▶ The records
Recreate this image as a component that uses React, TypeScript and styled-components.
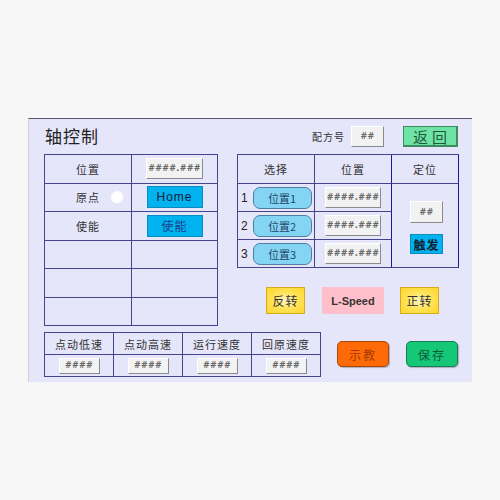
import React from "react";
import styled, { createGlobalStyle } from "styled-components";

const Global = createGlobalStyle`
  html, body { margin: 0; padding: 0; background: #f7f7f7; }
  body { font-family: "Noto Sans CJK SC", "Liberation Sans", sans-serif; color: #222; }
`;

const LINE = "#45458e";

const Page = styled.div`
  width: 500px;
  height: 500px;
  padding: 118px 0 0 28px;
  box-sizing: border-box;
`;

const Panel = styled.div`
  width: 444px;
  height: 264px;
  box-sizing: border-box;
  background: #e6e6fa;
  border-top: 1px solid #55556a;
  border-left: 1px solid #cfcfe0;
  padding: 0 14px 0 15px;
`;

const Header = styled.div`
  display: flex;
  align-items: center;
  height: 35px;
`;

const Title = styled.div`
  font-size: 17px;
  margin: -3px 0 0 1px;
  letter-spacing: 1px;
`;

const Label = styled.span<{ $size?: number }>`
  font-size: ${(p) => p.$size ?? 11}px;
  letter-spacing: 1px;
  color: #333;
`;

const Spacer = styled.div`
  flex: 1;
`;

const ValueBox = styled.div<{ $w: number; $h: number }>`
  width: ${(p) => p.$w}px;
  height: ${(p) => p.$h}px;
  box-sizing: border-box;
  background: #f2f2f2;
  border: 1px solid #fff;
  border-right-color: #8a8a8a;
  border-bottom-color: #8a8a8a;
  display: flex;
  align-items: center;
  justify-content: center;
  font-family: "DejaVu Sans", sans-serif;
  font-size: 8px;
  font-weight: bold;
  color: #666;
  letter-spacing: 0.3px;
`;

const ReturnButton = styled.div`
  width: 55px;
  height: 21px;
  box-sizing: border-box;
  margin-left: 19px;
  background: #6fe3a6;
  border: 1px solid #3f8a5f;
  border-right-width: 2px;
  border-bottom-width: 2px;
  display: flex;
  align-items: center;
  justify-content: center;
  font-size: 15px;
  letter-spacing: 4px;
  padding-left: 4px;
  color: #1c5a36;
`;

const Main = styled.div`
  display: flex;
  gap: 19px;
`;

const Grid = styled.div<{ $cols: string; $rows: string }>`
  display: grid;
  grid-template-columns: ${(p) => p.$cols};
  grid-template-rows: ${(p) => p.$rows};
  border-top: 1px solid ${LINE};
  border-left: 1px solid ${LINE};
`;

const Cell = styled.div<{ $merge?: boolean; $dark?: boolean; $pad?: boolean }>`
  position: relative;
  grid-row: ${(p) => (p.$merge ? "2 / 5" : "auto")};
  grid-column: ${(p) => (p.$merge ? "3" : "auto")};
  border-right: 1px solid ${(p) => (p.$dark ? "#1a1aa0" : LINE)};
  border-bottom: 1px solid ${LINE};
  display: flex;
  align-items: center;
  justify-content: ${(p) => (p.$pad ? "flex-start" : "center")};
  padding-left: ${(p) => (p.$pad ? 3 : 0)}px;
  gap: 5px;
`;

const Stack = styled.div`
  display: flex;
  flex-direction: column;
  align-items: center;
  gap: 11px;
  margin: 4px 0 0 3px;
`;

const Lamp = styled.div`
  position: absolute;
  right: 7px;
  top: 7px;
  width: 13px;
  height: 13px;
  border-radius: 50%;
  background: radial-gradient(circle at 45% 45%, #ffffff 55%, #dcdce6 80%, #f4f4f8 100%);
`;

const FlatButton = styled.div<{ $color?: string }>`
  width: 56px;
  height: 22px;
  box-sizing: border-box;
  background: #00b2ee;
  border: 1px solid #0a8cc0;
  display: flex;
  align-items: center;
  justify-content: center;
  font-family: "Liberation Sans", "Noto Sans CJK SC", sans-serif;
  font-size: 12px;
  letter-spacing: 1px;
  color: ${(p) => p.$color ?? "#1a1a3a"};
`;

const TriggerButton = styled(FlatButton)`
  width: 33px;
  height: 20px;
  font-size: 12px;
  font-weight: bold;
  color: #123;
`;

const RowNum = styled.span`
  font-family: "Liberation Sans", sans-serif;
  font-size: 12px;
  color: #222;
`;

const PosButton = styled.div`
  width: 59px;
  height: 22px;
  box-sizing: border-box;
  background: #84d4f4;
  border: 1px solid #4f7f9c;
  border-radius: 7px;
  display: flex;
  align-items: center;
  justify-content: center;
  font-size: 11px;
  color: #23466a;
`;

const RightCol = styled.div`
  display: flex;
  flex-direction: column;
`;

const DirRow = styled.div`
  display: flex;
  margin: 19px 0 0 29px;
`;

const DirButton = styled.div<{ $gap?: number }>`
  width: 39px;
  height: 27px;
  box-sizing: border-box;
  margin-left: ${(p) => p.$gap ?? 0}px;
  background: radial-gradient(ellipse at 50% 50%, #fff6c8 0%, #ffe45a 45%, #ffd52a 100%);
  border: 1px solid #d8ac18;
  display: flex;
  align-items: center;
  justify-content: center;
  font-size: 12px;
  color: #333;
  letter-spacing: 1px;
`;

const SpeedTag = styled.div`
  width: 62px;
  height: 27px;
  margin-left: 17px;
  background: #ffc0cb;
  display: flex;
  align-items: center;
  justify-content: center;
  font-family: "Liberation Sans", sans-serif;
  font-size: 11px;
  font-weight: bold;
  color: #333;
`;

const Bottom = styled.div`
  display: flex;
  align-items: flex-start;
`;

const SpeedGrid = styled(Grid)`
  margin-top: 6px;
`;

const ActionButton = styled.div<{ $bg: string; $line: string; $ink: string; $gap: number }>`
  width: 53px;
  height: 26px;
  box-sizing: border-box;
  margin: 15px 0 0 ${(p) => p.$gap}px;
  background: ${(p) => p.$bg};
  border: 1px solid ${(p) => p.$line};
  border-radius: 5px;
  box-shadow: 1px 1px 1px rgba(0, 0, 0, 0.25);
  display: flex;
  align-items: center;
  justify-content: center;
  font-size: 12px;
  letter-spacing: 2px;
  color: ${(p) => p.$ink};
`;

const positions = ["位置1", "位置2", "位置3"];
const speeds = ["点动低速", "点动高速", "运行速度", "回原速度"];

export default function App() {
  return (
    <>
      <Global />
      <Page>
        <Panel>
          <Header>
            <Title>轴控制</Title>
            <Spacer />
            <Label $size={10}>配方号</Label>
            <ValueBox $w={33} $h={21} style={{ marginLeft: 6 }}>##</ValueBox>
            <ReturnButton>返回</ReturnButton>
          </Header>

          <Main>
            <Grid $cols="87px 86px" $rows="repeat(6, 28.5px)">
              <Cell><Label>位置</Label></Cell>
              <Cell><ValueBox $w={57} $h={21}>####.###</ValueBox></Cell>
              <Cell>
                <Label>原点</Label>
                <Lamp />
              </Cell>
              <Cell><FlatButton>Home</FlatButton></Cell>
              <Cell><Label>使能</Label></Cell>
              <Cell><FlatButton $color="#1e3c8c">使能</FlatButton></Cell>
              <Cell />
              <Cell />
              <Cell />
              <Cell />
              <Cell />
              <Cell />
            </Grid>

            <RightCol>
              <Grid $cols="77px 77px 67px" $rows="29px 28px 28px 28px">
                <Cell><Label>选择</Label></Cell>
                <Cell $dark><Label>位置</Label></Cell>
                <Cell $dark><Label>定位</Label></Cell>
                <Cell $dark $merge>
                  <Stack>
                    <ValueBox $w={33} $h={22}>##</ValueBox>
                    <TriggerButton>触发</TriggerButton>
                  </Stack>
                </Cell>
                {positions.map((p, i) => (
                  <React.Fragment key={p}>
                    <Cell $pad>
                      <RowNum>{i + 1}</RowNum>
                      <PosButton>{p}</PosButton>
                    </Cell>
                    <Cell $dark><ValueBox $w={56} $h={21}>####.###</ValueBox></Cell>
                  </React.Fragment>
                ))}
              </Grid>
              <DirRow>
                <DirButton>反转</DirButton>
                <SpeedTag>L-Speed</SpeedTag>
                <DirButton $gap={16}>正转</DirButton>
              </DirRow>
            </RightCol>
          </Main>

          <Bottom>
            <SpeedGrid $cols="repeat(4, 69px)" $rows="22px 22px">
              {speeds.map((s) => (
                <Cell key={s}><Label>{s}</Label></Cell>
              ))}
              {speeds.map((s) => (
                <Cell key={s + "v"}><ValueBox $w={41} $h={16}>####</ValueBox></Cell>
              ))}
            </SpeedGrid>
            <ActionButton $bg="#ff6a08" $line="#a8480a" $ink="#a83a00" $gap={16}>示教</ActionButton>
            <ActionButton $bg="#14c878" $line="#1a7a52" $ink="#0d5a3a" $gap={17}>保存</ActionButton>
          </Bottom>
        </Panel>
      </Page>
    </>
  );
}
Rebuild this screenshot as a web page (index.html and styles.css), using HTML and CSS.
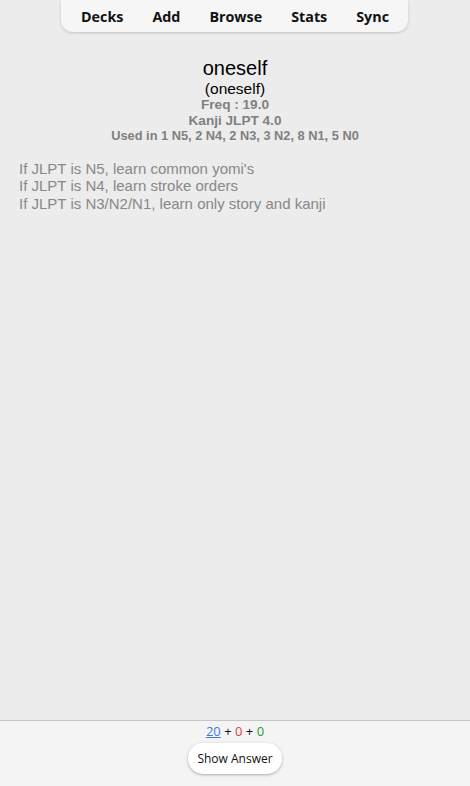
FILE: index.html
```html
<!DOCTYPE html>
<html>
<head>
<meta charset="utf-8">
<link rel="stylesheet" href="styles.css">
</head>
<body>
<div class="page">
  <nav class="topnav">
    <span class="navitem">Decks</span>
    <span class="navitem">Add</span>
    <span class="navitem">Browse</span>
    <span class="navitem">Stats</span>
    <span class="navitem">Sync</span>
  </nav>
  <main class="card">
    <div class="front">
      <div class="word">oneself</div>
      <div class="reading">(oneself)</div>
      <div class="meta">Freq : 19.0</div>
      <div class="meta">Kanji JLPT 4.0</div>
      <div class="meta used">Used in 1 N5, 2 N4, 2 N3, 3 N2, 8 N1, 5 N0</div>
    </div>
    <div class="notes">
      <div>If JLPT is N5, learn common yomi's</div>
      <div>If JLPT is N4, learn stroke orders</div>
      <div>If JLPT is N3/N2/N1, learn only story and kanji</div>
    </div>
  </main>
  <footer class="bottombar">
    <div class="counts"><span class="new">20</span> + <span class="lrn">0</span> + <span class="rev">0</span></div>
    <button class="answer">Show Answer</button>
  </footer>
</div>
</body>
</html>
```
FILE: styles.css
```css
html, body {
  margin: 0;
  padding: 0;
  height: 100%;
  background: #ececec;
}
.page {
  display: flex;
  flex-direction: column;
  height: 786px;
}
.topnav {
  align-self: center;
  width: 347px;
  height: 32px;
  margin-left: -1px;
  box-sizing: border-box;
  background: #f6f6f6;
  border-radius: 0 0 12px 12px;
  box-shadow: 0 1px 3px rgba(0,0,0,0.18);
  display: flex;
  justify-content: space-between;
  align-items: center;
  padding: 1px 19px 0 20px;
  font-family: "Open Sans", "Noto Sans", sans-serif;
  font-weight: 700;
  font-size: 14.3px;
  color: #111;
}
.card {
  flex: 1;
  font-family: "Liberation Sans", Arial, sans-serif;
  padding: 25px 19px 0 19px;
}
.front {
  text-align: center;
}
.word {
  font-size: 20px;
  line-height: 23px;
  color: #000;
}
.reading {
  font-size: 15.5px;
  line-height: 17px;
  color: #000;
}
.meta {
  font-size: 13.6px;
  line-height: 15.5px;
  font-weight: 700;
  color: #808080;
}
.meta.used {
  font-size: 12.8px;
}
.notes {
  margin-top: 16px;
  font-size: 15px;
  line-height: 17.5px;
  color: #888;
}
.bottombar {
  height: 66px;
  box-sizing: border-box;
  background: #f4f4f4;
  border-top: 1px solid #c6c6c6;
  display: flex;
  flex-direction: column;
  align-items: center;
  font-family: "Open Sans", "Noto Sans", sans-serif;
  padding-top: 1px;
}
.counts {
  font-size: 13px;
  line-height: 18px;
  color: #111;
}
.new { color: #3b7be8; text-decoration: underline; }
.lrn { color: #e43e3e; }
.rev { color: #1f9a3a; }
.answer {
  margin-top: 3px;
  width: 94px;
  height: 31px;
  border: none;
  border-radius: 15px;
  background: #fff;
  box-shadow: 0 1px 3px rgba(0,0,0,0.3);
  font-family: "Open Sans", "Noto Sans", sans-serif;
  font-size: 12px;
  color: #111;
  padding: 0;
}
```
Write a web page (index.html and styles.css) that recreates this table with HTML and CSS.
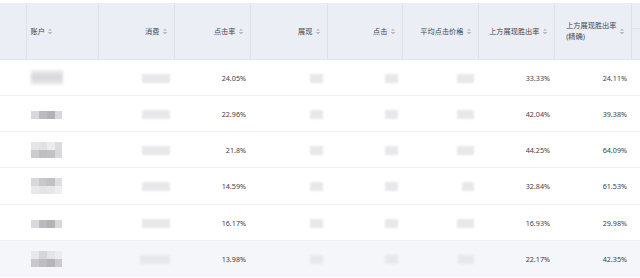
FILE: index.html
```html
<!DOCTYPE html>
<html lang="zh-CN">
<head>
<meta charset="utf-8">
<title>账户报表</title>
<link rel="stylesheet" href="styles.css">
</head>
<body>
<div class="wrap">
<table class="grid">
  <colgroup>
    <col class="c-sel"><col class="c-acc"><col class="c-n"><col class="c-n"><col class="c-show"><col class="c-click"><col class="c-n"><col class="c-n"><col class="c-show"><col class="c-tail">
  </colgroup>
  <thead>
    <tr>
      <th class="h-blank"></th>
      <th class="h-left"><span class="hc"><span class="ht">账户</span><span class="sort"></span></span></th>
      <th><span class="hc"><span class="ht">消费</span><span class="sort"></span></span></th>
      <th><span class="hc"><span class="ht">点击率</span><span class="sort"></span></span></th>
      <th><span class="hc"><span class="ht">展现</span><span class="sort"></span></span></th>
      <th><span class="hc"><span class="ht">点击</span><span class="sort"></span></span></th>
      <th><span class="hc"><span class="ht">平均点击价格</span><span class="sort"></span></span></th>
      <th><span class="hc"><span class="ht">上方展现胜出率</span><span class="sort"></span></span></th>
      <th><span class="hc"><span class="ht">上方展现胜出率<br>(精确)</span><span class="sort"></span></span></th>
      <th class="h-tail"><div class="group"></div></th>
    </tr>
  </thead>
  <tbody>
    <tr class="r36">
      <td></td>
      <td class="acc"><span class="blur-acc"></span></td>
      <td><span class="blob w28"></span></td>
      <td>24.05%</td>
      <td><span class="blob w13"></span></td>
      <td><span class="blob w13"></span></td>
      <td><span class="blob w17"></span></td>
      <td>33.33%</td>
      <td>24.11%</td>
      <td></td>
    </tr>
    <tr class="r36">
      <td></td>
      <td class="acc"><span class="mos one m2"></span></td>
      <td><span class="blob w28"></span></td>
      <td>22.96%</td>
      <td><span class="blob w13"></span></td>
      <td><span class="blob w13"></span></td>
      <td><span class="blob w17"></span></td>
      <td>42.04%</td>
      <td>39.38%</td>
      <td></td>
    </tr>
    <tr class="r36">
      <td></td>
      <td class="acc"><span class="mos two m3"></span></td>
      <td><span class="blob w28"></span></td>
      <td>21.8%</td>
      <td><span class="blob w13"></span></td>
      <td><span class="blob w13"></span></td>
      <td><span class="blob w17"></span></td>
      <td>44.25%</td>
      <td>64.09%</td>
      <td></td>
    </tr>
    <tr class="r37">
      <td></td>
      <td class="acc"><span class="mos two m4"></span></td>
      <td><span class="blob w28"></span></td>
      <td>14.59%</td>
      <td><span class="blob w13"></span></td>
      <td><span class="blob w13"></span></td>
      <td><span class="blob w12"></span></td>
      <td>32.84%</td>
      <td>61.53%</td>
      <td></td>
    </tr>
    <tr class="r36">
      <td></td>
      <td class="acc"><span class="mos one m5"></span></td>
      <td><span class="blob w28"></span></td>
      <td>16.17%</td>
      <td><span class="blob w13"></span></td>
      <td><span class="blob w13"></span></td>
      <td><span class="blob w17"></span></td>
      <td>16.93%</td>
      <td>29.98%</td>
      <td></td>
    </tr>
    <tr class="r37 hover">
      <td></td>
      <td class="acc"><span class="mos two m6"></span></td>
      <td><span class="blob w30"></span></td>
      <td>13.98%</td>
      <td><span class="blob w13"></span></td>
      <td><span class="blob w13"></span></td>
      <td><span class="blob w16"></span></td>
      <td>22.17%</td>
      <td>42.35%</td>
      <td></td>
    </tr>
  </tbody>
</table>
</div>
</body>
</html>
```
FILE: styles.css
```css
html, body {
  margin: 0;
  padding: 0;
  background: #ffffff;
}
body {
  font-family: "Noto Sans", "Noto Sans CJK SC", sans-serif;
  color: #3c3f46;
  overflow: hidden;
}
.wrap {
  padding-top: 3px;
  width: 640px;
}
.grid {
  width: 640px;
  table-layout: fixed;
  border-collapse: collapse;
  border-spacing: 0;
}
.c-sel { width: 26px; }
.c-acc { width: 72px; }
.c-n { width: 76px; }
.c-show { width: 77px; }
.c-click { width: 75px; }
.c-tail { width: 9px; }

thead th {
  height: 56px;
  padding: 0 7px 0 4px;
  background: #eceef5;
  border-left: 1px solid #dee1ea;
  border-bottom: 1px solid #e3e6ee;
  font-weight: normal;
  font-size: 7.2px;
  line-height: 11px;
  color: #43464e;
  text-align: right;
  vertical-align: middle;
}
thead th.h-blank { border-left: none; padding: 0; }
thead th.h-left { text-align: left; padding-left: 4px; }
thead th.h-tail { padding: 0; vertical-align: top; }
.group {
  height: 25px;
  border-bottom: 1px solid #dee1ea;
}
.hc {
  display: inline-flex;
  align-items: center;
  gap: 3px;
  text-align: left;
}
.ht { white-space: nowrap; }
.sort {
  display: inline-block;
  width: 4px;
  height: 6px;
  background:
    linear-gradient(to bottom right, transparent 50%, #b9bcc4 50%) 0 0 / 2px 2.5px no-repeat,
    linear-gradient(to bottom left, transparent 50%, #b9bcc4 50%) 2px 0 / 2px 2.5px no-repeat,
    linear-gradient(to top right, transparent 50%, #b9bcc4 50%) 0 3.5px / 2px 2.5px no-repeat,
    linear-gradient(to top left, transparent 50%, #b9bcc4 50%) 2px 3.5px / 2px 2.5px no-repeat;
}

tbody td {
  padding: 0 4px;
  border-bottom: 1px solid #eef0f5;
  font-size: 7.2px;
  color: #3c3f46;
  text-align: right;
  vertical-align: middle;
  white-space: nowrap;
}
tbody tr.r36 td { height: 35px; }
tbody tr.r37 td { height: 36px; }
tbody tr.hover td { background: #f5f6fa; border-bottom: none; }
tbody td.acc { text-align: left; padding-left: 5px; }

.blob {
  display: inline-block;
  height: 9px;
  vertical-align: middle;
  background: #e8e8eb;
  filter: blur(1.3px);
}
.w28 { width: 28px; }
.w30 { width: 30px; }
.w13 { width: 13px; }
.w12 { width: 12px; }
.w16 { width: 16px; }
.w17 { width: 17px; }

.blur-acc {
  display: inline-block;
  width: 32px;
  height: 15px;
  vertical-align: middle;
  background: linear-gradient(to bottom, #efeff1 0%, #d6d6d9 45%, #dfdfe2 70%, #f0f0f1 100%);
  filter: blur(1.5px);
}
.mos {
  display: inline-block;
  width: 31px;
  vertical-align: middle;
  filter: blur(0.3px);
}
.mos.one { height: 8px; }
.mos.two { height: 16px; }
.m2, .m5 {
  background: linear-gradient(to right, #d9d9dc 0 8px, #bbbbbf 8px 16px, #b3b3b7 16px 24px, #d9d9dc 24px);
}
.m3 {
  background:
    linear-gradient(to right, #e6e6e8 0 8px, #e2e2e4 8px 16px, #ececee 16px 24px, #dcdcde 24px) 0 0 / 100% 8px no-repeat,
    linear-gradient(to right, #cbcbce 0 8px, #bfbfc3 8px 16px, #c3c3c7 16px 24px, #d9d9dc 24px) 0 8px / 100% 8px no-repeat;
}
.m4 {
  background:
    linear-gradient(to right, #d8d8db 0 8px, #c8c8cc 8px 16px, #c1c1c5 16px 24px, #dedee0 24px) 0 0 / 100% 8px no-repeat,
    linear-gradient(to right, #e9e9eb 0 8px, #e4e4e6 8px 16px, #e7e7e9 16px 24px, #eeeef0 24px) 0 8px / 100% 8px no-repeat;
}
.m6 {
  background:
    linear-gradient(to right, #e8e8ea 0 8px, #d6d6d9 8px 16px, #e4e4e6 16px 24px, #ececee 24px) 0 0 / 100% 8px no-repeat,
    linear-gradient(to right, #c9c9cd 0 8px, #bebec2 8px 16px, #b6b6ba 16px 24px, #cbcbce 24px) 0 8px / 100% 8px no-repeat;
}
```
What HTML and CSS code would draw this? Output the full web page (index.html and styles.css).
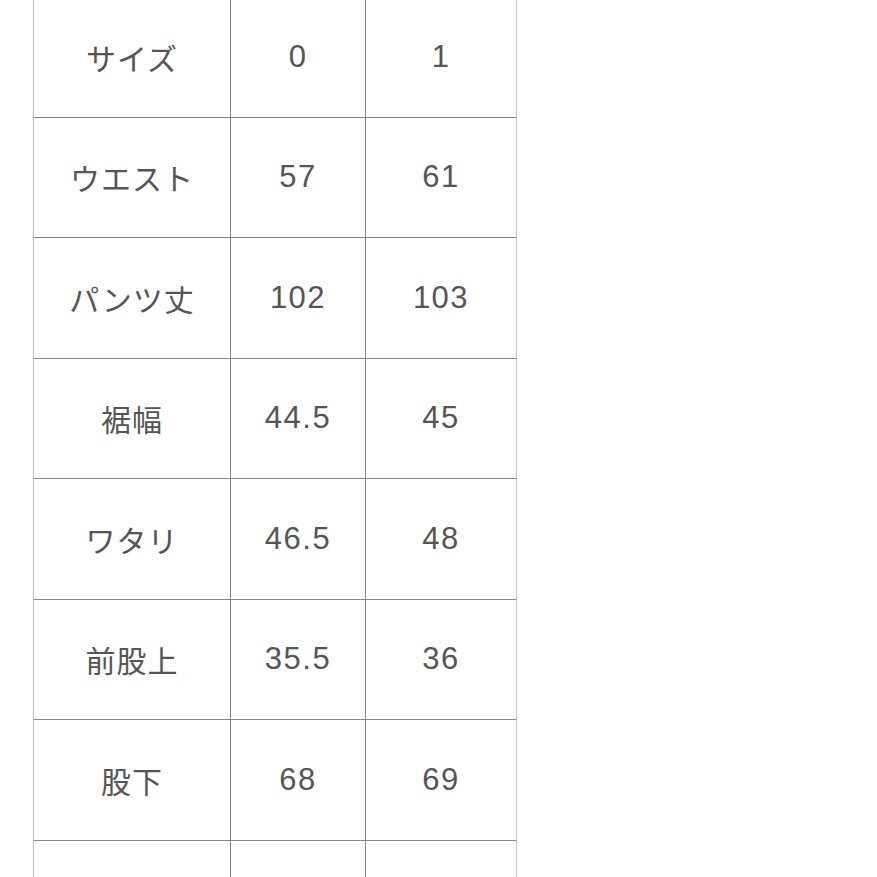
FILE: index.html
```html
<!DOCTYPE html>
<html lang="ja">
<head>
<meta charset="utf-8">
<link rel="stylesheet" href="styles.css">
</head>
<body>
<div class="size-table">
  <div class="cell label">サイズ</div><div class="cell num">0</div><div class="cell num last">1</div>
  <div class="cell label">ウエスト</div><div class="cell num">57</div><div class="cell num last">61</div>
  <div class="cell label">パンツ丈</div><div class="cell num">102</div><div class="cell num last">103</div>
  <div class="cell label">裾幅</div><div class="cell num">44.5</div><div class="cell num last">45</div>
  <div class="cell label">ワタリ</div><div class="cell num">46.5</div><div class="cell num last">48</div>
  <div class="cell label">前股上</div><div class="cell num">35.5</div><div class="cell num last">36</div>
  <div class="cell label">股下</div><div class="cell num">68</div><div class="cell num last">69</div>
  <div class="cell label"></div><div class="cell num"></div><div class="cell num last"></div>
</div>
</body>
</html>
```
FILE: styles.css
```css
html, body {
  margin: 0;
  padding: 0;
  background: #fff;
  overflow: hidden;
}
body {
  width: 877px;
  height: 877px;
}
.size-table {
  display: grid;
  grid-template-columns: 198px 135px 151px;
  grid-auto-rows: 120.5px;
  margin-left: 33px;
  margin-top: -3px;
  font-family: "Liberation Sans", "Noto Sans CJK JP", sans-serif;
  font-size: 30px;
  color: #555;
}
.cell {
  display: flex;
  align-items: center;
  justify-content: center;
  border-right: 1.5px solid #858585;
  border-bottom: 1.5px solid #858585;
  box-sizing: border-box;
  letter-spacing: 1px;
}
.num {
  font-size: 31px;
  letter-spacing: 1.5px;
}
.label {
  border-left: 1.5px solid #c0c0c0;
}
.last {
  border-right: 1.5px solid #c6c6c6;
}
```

▶ Exercise
Locate all lines holding the word "components", then copy them out.

▶ Solution to this exercise
Recreate this image as a component that uses React, TypeScript and styled-components.
import styled, { createGlobalStyle } from "styled-components";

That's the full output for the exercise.